* _MATERIAL_
[BEGIN]

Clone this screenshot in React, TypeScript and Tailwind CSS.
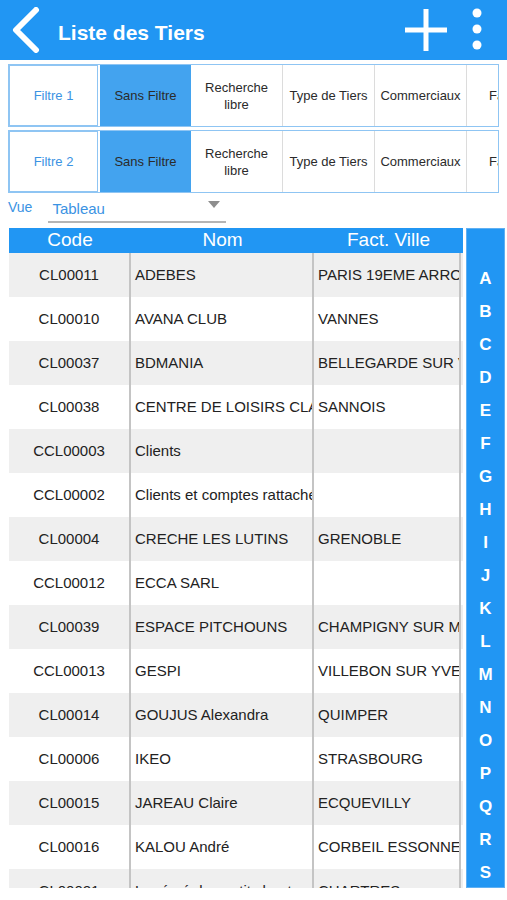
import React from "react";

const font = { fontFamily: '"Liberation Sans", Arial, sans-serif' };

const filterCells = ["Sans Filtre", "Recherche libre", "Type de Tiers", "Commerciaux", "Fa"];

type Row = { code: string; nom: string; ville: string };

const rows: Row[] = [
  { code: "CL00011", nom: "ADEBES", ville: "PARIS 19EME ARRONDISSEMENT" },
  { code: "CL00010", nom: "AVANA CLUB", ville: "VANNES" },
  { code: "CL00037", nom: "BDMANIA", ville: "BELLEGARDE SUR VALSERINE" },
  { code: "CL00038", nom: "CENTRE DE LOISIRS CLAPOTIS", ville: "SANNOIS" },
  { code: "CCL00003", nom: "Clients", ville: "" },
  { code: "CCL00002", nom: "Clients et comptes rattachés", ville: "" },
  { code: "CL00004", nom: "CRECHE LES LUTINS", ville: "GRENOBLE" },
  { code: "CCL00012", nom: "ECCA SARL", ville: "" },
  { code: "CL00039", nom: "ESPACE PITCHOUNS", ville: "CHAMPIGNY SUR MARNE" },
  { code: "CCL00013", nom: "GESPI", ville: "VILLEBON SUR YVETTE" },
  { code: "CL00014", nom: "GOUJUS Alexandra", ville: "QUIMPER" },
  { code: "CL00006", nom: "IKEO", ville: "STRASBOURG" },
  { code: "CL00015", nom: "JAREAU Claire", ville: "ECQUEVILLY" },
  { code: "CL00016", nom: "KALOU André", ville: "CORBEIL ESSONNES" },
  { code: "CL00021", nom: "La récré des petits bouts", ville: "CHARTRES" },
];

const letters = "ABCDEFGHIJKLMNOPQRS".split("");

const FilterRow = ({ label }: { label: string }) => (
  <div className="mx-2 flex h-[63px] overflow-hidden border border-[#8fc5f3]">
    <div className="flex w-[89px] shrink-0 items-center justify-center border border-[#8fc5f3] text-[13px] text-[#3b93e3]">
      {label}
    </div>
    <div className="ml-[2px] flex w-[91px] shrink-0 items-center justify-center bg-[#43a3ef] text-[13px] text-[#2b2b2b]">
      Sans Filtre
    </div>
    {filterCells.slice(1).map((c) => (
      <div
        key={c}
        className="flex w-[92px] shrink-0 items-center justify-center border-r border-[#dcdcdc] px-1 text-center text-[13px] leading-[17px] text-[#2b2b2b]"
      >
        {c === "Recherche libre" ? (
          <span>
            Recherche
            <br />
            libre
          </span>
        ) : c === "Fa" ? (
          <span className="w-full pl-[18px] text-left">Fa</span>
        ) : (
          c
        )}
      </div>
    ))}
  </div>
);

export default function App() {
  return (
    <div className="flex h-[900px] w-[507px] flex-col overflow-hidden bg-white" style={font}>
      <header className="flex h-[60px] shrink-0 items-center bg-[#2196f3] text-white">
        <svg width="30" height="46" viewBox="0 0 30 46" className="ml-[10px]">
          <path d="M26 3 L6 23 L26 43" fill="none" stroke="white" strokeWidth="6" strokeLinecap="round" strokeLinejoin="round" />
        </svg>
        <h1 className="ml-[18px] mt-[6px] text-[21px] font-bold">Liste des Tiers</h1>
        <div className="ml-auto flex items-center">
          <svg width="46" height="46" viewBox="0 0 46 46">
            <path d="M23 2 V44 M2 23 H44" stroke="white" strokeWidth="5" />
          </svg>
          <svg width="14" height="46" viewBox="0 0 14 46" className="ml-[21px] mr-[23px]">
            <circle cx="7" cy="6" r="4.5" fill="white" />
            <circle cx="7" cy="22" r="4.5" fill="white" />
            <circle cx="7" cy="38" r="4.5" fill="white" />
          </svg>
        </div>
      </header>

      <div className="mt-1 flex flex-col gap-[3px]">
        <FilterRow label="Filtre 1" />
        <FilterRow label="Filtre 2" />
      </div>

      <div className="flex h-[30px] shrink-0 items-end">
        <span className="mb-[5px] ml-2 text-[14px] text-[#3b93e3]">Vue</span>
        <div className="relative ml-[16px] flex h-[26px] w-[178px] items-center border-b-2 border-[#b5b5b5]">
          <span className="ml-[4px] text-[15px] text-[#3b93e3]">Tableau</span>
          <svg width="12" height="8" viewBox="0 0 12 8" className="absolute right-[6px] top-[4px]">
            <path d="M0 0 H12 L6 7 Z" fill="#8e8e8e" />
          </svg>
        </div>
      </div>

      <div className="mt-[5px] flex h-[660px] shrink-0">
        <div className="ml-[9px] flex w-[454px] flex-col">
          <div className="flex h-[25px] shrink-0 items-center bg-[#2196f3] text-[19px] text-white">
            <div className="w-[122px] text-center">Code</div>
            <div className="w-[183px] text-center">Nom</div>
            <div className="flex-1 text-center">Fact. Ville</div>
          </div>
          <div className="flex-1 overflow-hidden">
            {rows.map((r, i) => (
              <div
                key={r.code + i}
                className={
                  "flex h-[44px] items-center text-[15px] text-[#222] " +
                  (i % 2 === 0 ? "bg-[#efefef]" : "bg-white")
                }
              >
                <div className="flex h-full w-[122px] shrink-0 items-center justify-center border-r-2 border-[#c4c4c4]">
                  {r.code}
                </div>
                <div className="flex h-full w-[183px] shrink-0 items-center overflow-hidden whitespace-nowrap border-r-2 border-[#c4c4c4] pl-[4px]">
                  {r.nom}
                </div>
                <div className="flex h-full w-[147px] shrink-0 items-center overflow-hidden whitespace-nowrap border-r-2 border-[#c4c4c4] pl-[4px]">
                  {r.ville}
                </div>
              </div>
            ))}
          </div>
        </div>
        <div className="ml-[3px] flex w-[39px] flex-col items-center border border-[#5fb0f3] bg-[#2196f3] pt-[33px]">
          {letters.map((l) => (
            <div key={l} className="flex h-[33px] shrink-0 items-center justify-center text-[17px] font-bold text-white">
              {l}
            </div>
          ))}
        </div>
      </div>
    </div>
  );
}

[END]

* _SHORT TASK_
Reproduce only the lines from the beginning of the data through the line that contains "string; nom: string;", both included, and please drop the pictures.

* _SOLUTION TO THE EXERCISE_
Clone this screenshot in React, TypeScript and Tailwind CSS.
import React from "react";

const font = { fontFamily: '"Liberation Sans", Arial, sans-serif' };

const filterCells = ["Sans Filtre", "Recherche libre", "Type de Tiers", "Commerciaux", "Fa"];

type Row = { code: string; nom: string; ville: string };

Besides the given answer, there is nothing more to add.